--- Exercise requirements ---
Answer with a number only: how many lines of the data contain "components"?
####
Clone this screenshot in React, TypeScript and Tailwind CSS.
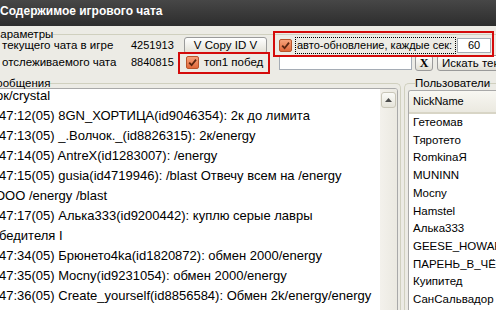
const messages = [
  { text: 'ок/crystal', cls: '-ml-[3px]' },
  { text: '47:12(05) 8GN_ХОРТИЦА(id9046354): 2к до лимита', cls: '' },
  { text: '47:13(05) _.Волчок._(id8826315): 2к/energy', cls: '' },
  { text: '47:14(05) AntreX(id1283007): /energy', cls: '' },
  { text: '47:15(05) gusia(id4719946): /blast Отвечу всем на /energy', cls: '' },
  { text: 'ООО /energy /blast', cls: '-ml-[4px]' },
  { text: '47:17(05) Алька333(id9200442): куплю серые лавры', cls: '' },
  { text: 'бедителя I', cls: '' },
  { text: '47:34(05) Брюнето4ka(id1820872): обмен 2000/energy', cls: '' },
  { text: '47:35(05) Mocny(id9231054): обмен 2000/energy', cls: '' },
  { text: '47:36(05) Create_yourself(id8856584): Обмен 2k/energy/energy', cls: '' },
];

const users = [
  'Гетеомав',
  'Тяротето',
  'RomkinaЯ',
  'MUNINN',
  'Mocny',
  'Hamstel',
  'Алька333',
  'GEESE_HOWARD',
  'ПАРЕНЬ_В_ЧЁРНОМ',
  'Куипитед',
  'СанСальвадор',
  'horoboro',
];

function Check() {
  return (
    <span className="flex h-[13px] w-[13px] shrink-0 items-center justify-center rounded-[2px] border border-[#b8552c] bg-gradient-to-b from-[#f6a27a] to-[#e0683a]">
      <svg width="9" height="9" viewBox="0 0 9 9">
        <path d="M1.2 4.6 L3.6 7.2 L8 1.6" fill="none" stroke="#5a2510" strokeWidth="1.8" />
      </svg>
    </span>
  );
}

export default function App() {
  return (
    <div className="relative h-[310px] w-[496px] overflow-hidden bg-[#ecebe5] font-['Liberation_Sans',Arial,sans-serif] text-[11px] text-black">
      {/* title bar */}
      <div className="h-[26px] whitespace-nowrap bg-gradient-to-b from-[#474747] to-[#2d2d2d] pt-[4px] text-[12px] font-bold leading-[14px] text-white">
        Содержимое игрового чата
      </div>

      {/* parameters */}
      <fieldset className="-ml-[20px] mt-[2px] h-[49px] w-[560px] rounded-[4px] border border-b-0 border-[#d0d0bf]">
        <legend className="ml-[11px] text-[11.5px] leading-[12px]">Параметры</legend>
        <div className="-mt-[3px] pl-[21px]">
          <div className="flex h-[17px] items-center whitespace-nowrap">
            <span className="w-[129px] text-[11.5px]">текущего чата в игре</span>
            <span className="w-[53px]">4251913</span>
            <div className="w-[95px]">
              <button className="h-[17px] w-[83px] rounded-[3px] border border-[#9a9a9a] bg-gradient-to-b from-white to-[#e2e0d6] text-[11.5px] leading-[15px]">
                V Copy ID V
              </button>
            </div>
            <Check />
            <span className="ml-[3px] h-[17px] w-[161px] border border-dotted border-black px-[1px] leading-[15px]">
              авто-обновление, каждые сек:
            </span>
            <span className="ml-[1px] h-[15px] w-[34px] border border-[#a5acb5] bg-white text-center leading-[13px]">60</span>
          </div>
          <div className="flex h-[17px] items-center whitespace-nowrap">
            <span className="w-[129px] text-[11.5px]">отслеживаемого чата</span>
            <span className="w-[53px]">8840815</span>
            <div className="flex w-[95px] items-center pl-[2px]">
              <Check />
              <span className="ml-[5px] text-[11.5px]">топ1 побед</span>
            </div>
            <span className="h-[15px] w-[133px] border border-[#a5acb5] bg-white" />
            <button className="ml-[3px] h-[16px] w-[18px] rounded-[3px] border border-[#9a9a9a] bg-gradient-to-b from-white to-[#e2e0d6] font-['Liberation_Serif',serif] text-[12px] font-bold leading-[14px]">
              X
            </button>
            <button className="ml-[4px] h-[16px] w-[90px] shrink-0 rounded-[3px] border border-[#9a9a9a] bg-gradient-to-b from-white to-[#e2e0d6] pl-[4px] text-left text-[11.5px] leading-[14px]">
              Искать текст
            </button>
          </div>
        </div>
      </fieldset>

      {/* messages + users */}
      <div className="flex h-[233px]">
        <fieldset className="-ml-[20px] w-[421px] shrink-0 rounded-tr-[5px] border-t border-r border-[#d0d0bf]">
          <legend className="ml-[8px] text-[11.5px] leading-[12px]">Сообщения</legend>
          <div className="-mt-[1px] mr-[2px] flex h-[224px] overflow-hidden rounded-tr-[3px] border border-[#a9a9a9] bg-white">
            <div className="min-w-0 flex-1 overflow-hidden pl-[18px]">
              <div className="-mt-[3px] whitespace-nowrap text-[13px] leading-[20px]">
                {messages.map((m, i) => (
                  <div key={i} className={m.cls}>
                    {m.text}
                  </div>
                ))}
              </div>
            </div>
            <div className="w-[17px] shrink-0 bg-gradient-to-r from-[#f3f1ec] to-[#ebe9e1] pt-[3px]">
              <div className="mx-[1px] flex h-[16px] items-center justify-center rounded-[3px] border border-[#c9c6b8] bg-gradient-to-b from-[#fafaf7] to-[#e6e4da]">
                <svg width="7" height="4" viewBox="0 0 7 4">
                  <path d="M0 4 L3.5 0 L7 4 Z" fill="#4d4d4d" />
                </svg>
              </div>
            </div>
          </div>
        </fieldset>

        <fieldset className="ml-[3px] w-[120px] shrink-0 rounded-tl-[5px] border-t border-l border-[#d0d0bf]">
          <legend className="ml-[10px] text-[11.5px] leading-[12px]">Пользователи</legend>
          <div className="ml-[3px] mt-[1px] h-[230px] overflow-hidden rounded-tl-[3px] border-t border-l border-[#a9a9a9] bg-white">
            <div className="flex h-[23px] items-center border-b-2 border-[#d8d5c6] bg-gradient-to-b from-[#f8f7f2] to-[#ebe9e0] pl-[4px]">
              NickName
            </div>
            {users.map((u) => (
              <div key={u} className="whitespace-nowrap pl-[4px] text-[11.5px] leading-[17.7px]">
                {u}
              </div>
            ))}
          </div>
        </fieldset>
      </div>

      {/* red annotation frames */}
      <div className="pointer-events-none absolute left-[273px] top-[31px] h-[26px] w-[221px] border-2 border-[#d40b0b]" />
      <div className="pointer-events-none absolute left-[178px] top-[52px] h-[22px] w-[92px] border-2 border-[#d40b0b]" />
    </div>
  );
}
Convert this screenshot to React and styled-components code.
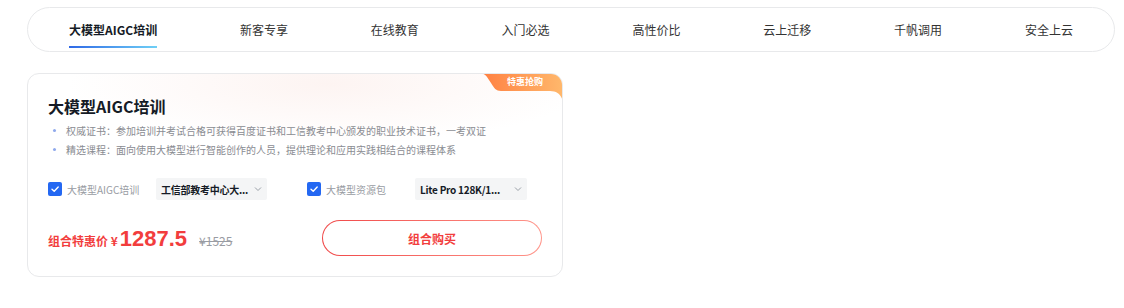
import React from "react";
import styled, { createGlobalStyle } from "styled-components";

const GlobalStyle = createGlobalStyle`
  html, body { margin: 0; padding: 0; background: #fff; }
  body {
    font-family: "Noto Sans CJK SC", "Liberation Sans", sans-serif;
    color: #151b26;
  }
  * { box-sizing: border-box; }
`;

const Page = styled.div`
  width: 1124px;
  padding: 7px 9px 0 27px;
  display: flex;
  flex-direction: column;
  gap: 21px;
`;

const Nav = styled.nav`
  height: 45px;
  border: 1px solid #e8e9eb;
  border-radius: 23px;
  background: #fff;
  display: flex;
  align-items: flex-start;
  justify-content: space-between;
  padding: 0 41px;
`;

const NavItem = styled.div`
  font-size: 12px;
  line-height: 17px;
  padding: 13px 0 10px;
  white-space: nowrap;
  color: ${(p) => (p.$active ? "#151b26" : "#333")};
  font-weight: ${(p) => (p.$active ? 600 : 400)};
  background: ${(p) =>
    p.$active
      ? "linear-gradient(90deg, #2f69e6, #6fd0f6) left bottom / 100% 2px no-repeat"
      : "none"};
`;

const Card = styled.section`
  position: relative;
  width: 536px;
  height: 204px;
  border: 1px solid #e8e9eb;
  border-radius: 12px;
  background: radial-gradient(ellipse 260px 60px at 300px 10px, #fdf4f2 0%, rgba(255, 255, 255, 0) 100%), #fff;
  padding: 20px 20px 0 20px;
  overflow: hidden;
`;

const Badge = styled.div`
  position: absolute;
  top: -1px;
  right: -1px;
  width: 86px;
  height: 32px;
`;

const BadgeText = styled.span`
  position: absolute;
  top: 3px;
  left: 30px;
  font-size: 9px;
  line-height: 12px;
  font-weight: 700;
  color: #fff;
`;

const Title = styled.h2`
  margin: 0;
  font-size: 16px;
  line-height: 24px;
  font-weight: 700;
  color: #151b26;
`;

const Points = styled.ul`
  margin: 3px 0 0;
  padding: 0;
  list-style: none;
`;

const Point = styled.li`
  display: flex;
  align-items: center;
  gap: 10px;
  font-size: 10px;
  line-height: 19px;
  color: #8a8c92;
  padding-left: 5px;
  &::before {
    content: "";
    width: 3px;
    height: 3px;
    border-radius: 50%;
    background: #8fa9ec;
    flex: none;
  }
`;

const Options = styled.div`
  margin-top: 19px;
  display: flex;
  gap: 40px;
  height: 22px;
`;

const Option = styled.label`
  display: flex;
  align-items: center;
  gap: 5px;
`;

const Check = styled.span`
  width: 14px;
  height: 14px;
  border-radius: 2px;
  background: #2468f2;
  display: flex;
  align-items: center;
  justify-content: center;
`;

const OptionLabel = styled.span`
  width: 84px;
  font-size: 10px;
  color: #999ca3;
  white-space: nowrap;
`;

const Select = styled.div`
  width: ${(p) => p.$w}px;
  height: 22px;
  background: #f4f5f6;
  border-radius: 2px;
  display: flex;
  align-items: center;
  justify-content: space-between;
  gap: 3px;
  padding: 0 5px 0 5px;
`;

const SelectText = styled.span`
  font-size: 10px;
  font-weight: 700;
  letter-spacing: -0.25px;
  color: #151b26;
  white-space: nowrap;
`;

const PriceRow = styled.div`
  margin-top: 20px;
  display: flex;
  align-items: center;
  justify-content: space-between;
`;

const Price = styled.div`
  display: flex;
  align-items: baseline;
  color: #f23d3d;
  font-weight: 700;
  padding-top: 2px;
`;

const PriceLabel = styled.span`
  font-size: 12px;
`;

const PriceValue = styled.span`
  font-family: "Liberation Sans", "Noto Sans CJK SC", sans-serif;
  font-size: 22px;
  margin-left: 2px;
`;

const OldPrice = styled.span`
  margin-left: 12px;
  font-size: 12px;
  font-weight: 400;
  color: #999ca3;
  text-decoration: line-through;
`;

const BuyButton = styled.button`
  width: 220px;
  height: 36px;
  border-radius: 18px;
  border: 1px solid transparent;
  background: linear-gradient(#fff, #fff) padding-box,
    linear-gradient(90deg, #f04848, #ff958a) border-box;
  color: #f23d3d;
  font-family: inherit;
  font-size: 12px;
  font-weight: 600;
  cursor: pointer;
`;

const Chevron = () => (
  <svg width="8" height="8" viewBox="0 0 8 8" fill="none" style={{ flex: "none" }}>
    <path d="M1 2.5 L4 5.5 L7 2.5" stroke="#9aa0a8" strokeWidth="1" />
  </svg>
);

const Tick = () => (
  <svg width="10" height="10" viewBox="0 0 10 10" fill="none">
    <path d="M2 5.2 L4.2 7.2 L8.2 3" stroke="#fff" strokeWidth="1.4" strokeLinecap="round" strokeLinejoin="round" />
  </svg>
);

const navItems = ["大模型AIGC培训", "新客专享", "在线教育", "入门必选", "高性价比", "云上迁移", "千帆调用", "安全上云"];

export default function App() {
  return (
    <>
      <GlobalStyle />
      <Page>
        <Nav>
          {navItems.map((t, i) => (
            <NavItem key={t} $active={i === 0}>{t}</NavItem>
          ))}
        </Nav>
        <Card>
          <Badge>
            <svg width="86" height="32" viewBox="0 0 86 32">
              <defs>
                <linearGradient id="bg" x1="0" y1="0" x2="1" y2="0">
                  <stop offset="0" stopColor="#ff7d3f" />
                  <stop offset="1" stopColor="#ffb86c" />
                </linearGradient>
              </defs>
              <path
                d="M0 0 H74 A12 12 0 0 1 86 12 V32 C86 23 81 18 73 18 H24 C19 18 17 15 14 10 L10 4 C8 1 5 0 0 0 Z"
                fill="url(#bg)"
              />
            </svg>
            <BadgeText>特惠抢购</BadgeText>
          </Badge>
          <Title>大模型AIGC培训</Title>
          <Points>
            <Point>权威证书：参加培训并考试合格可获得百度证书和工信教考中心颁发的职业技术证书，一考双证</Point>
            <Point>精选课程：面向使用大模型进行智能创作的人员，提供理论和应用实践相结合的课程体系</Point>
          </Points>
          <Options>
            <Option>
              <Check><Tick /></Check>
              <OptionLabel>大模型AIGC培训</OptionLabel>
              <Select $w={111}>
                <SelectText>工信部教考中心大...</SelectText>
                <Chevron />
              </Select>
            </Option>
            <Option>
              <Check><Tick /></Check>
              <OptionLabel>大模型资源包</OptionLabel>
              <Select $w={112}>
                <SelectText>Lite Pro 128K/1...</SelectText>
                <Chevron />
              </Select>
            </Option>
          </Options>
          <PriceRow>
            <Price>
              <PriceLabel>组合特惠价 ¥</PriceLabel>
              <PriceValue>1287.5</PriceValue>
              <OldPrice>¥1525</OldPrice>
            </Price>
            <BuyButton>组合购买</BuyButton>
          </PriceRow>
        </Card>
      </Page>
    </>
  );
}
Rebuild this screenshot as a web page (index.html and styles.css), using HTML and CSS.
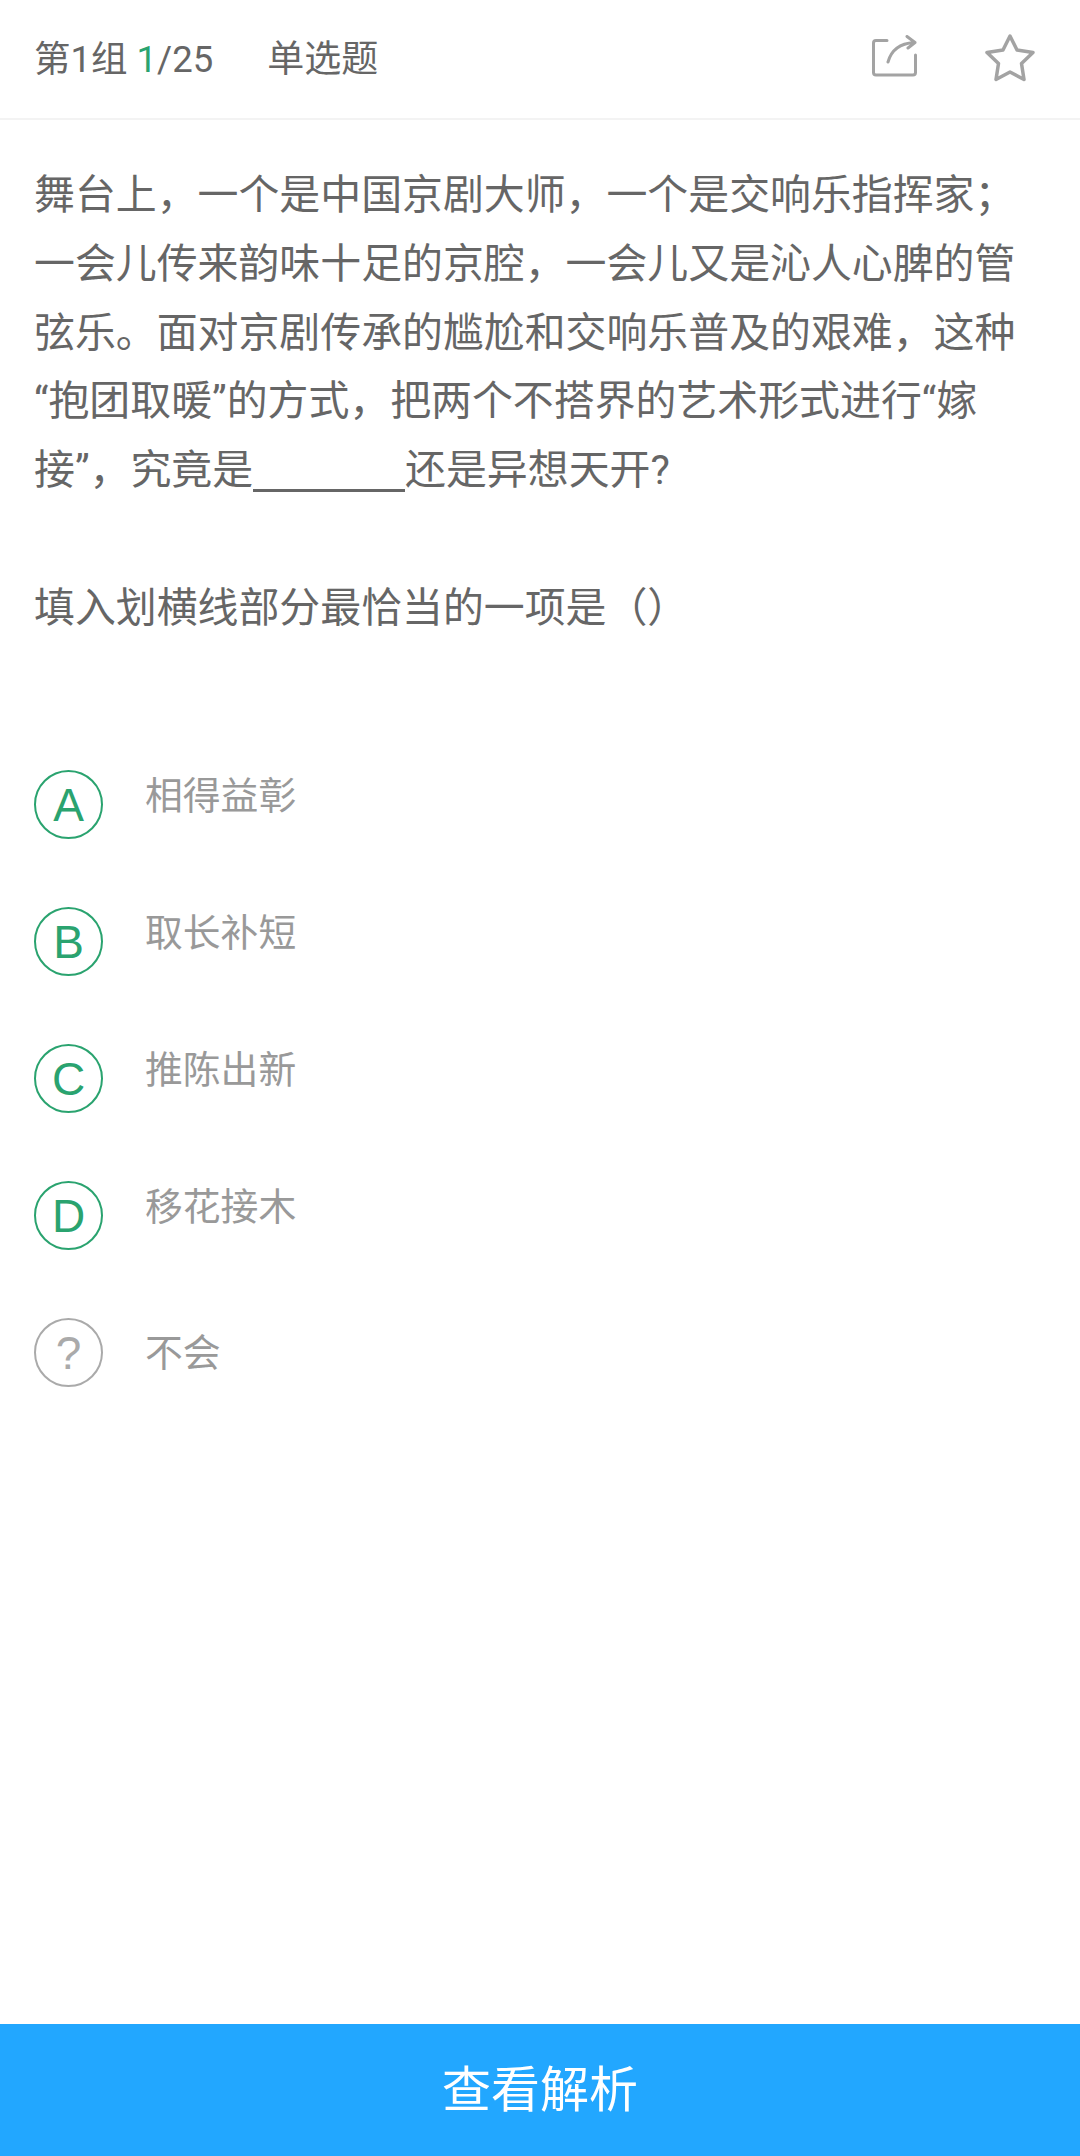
####
--- The output ---
2